Pretax profit dropped 56 per cent to $1.7 billion from the year-earlier period, London-based HSBC said in a statement on Monday. That missed the $3.7-billion average estimate of five analysts surveyed by Bloomberg. Full-year profit fell 17 per cent to $18.7 billion, worse than analysts forecast.

Chief Executive Officer Stuart Gulliver's efforts to spend billions on compliance and revive profit were eclipsed this month by a report from the International Consortium of Investigative Journalists showing details of how HSBC handled Swiss accounts for tax evaders and criminals. The CEO, 55, on Monday scrapped four-year-old profitability targets, blaming a "radically different" regulatory environment.
 

"It's all pretty grim reading," said Gary Greenwood, an analyst at Shore Capital Group Ltd in Liverpool, England, with a hold rating on the stock. "The numbers themselves are pretty rubbish, as costs are going up higher than revenues. With the negative headlines they're getting elsewhere at the moment, this certainly doesn't help."

Shares of Europe's largest bank slid as much as 6.5 per cent, the largest decline since August 2011, and traded 5.1 per cent lower at 3:35 p.m. in London. They have decreased about 5.6 per cent this year after dropping 8.1 per cent in 2014.

Political storm
HSBC has become the centre of a political storm at home following the ICIJ report, prompting Gulliver to issue full-page newspaper advertisements on February 15 to offer his "sincerest apology." Chairman Douglas Flint, 59, will be questioned by UK lawmakers on Wednesday in London over his role as finance director at the time.

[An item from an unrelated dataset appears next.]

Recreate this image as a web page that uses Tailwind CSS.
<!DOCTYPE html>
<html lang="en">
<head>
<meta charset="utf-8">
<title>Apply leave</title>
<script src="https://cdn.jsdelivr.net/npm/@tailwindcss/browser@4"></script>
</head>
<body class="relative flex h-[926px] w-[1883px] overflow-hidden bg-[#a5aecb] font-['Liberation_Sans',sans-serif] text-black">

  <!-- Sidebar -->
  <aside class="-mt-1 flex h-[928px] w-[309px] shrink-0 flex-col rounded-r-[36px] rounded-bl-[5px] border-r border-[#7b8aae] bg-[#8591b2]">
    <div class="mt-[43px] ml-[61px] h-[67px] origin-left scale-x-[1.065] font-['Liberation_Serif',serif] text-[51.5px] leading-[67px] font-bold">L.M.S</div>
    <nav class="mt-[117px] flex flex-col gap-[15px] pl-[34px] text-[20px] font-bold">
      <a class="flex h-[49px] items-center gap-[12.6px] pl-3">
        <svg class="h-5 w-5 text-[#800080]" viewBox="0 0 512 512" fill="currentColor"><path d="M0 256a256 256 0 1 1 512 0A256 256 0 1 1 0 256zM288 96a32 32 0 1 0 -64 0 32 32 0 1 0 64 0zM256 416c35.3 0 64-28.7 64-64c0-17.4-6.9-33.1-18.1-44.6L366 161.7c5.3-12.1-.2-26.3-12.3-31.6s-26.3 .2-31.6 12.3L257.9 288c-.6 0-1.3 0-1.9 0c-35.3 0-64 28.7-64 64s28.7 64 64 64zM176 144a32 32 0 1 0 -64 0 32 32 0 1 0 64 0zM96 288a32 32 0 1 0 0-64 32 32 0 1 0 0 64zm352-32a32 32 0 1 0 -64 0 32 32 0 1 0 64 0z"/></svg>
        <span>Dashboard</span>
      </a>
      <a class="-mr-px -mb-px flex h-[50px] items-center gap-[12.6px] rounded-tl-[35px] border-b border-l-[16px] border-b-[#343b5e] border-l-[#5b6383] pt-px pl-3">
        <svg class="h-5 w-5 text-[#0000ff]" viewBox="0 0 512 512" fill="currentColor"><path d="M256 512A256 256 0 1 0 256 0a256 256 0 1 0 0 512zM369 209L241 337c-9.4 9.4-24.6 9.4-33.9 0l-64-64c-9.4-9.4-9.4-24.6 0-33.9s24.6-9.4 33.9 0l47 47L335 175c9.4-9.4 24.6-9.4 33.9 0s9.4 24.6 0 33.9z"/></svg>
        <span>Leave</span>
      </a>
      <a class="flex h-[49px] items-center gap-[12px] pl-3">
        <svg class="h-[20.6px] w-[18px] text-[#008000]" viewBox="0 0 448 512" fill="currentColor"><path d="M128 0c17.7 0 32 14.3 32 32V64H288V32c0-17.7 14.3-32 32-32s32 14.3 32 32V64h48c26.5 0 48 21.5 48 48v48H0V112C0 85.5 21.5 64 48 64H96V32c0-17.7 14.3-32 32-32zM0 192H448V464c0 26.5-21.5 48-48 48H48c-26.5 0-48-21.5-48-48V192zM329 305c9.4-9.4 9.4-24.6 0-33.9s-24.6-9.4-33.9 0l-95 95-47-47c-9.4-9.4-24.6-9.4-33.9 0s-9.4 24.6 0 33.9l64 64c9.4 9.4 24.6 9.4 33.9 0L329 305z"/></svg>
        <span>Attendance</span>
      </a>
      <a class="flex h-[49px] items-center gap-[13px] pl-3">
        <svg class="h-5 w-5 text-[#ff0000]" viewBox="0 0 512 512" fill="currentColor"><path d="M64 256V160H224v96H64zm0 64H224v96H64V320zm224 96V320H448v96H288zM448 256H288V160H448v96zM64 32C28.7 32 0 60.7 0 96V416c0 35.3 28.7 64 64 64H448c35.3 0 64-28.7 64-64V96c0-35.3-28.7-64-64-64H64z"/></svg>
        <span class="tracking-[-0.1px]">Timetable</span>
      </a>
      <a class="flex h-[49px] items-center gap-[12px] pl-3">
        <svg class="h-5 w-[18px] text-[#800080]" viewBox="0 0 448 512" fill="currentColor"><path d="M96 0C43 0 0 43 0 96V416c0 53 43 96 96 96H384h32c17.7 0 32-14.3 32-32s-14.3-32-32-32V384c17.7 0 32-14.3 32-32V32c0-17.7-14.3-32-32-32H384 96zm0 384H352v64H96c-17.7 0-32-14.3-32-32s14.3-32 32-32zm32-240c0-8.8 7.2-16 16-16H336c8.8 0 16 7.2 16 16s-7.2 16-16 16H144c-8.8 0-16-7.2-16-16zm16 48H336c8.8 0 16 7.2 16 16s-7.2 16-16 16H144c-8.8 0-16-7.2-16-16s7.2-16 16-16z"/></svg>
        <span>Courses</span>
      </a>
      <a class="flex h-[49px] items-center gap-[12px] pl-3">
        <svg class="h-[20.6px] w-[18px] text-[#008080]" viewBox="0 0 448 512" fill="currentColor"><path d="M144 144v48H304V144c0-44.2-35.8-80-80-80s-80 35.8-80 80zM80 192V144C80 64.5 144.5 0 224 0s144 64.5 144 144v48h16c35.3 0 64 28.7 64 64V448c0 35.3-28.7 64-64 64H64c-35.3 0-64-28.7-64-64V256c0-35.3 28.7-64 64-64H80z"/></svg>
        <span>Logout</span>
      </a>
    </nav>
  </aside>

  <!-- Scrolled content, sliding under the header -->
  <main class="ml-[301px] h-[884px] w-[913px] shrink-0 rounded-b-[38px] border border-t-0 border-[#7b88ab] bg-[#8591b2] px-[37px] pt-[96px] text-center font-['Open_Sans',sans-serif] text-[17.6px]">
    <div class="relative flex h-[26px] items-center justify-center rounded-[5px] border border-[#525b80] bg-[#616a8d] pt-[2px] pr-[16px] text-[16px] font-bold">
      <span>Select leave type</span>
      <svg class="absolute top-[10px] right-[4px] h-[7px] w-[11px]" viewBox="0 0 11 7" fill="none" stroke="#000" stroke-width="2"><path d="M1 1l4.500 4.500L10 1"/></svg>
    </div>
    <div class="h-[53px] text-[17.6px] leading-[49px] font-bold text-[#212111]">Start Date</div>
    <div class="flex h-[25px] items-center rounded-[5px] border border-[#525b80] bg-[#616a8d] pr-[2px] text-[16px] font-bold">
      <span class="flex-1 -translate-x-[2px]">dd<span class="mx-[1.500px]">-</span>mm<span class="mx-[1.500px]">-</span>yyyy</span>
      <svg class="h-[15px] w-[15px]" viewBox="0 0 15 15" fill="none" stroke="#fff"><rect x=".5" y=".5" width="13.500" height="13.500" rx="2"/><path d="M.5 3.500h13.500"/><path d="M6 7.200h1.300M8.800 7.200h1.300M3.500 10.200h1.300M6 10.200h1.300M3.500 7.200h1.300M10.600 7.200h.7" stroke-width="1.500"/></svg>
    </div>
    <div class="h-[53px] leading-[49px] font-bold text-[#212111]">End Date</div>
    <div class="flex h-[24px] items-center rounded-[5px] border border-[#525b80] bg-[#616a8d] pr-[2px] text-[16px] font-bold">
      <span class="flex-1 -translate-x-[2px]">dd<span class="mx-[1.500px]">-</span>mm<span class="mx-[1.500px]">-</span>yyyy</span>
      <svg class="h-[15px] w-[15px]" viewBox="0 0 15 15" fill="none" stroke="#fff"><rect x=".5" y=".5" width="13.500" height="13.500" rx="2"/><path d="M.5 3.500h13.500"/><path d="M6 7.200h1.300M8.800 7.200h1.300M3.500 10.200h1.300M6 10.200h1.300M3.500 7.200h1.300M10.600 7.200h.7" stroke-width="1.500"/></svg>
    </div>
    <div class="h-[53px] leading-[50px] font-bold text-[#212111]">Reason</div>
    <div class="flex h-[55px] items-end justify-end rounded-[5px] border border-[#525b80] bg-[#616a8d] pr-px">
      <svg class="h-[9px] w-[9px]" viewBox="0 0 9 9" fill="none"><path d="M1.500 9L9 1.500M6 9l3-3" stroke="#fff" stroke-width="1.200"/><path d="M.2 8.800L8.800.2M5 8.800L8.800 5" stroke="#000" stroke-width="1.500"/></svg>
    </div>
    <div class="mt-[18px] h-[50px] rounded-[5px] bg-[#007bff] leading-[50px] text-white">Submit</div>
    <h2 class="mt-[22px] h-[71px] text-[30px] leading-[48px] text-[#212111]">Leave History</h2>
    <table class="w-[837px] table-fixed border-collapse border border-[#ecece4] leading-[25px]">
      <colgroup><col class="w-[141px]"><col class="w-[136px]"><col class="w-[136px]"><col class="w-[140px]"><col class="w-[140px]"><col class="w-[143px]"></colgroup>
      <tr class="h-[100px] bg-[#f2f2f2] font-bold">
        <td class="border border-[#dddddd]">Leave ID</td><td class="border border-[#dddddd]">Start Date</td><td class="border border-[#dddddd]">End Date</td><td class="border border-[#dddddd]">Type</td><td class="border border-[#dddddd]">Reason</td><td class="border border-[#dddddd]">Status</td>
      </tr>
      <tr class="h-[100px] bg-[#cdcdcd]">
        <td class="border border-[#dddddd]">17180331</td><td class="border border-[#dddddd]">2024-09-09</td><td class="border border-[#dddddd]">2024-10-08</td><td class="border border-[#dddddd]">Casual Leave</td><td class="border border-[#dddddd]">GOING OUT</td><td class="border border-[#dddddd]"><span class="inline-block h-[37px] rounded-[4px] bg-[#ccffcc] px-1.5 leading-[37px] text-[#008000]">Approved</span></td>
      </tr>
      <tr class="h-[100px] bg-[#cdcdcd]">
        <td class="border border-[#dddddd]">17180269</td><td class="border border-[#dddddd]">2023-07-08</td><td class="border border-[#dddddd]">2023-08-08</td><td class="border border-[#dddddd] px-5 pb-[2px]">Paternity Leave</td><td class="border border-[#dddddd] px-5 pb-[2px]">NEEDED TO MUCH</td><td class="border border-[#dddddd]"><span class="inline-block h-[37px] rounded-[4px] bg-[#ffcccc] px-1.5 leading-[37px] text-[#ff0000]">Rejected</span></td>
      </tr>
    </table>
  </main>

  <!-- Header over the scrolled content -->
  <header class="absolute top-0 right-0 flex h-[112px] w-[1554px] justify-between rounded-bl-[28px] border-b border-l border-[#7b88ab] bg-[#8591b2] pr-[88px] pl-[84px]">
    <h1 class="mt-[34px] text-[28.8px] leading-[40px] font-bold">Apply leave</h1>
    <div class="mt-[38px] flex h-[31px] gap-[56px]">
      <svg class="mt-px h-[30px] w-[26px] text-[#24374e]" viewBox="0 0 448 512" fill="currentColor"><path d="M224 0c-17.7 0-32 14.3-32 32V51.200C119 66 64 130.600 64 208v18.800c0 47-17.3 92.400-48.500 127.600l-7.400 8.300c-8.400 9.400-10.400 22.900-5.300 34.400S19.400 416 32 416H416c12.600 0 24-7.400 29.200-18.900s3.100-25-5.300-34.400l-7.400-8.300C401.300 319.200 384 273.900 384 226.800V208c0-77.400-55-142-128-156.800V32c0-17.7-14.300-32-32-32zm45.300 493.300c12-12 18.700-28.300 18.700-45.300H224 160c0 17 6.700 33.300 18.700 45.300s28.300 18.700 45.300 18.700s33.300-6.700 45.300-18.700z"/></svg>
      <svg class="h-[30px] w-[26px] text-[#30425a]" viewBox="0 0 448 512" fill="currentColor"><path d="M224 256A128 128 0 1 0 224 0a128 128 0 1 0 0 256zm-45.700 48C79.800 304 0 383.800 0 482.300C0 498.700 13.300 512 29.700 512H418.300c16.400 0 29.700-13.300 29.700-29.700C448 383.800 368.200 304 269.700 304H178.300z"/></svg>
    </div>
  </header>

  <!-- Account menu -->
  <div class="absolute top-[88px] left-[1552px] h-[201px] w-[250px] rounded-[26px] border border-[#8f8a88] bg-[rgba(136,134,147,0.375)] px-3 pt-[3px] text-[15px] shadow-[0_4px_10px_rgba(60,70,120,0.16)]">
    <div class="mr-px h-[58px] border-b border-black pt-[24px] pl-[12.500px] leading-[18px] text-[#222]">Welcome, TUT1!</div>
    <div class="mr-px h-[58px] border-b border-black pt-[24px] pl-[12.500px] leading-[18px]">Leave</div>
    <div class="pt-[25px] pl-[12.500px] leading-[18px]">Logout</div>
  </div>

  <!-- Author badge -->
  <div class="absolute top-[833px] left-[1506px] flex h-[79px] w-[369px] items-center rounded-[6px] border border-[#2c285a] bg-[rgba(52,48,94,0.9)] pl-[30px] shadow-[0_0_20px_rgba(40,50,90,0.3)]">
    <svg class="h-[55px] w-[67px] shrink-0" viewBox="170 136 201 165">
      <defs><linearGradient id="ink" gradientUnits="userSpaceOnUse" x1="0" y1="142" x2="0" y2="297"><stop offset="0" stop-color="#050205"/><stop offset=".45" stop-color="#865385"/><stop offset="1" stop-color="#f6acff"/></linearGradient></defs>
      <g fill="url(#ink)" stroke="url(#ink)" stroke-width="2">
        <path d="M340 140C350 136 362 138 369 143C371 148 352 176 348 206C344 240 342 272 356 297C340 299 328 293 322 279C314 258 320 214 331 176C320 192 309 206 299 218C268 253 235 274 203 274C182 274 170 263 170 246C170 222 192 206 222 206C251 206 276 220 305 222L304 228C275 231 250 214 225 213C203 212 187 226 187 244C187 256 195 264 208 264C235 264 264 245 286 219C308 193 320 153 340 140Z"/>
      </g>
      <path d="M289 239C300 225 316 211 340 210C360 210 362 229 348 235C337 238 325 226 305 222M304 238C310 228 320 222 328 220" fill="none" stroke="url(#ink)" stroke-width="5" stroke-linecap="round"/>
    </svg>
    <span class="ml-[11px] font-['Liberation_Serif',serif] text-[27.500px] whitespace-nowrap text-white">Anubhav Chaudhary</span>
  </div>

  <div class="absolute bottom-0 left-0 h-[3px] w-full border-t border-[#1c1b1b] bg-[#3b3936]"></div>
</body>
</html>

British banks are already under pressure to toughen internal compliance and raise capital buffers amid a series of scandals. At HSBC's Global Banking and Markets unit, which houses investment-banking activities, pretax profit dropped 38 per cent to $5.9 billion in 2014, missing analyst estimates, as the lender set aside $809 million to cover costs related to a global probe into currency market manipulation.

'Satisfactory start'
Gulliver said on a conference call that the investment bank had a "satisfactory start" to 2015 and there's "nothing strategic we need to do" to securities operations.

HSBC's dividend for the year was 50 cents, compared with 49 cents a year earlier. The company's common equity Tier 1 ratio, a measure of financial strength, fell to 11.1 per cent from 11.4 per cent at the end of the third quarter.

"Capital has really gone backwards, the dividend is weaker than expected and global banking and markets had a tough fourth quarter," said Mike Trippitt, a London-based analyst at Numis Securities Ltd, with an add rating on the stock.

Operating costs climbed 6.1 per cent to $37.9 billion in the year. Finance Director Iain Mackay forecast quarterly costs of about $9.5 billion over the coming years, with the UK bank levy adding an extra $1 billion a year. Adjusted revenue was little changed at $62 billion from the previous year.

"We are still on a journey to simplify the firm" and "I don't rule out further disposals," Gulliver said. HSBC, which generates most of its revenue in Asia, has some 51 million customers and a workforce of 266,000, according to its website.

Return on equity, a measure of profitability, fell to 7.3 per cent in 2014 from 9.2 per cent. HSBC said it's looking for the measure to exceed 10 per cent, compared with the 12 percent to 15 per cent range set in 2011, when Gulliver took over as CEO.